Early Saturday, Hezbollah claimed a rocket attack on kibbutz Kabri in northern Israel, “defending Lebanon and its people”.

Hezbollah later said it launched “a salvo of Fadi-3 rockets” towards the Ramat David airbase in northern Israel.

‘Incredibly exhausting’

Israel this week raised the prospect of a ground operation against Hezbollah, prompting widespread international concern.

“We must avoid a regional war at all costs,” UN chief Antonio Guterres told world leaders, again appealing for a ceasefire.

In Israel, too, many were weary of the violence.

“We don’t really know what’s going to happen, there’s talk of a ground offensive or a major operation,” said student Lital Shmuelovich.

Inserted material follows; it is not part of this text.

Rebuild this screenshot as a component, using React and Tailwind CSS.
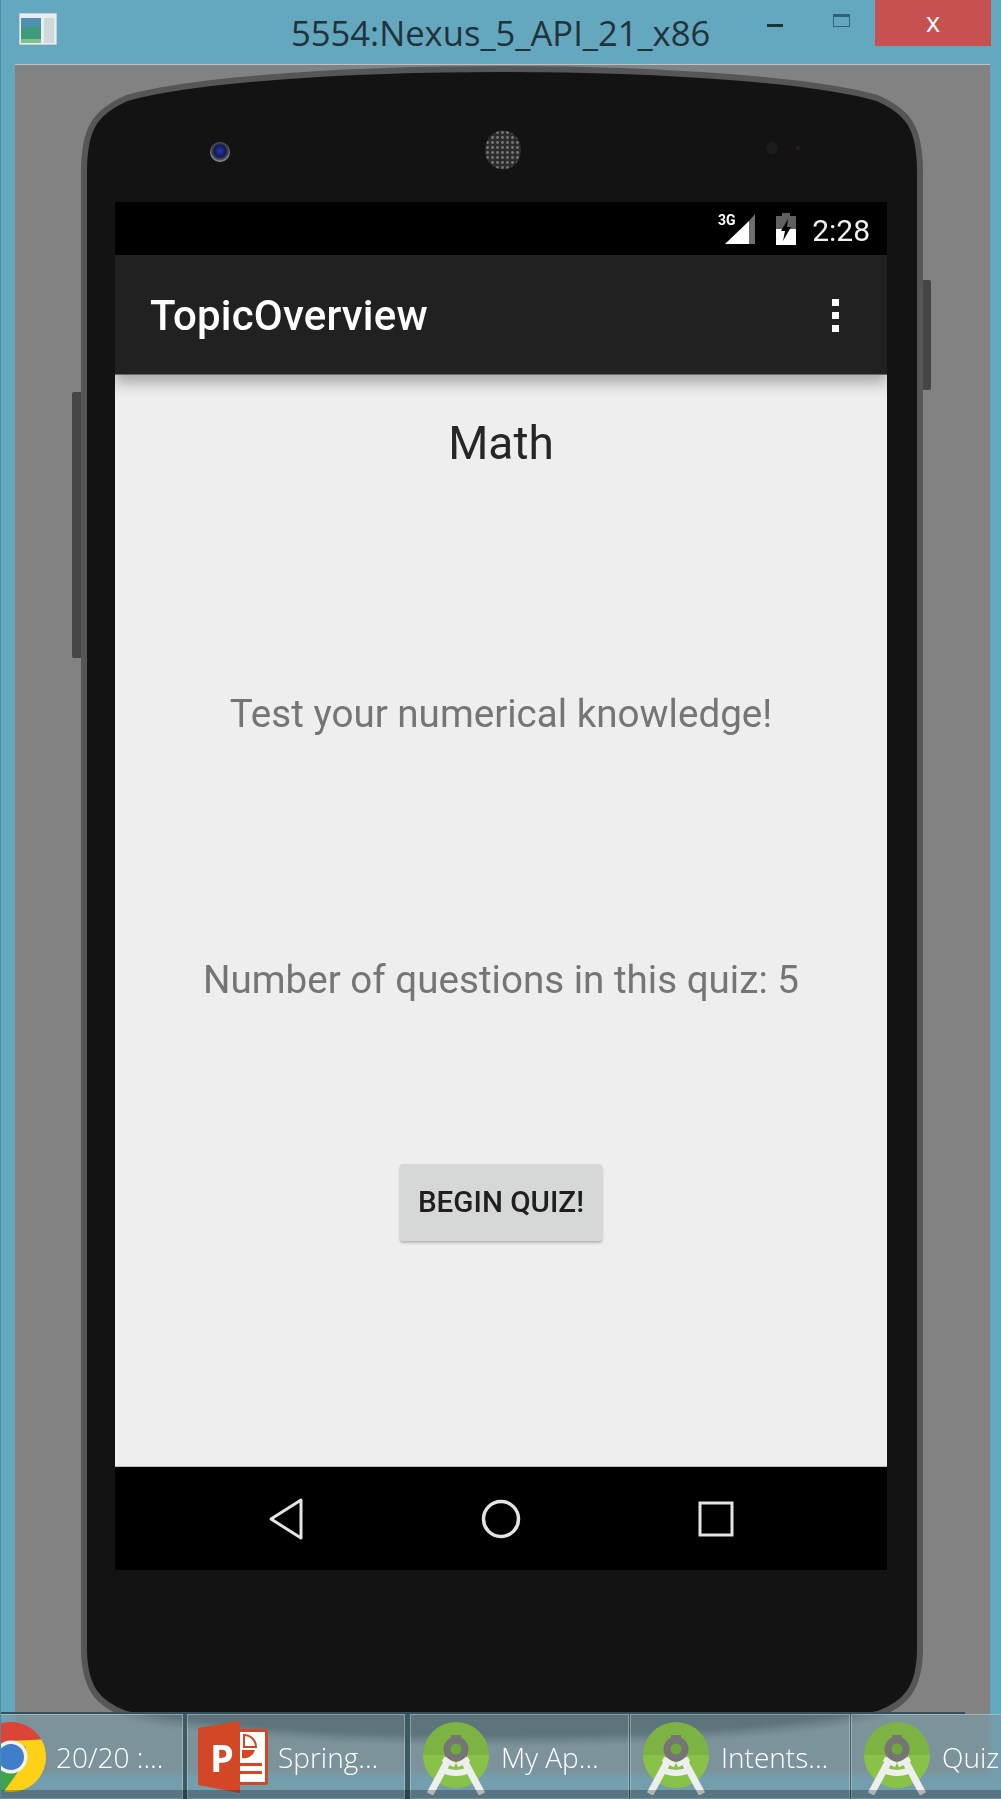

Diplomats have said efforts to end the war in Gaza were key to halting the fighting in Lebanon and bringing the region back from the brink.

Hamas’s October 7 attack on Israel  resulted in the deaths of 1,205 people, mostly civilians.

Of the 251 hostages seized by militants, 97 are still held in Gaza, including 33 the Israeli military says are dead.

Israel’s retaliatory military offensive has killed at least 41,586 people in Gaza, most of them civilians, according to figures provided by the territory’s health ministry. The UN has described the figures as reliable.

The Lebanon violence has raised fears of a wider spillover, with Iran-backed militants across the Middle East vowing to keep fighting Israel.

Netanyahu addressed Iran in his UN General Assembly speech, saying: “I have a message for the tyrants of Tehran. If you strike us, we will strike you.”

“There is no place in Iran that the long arm of Israel cannot reach, and that’s true of the entire Middle East.”

Iran’s Foreign Minister Abbas Araghchi at the Security Council denounced what he called Netanyahu’s “outrageous threats to invade other states and kill more people”.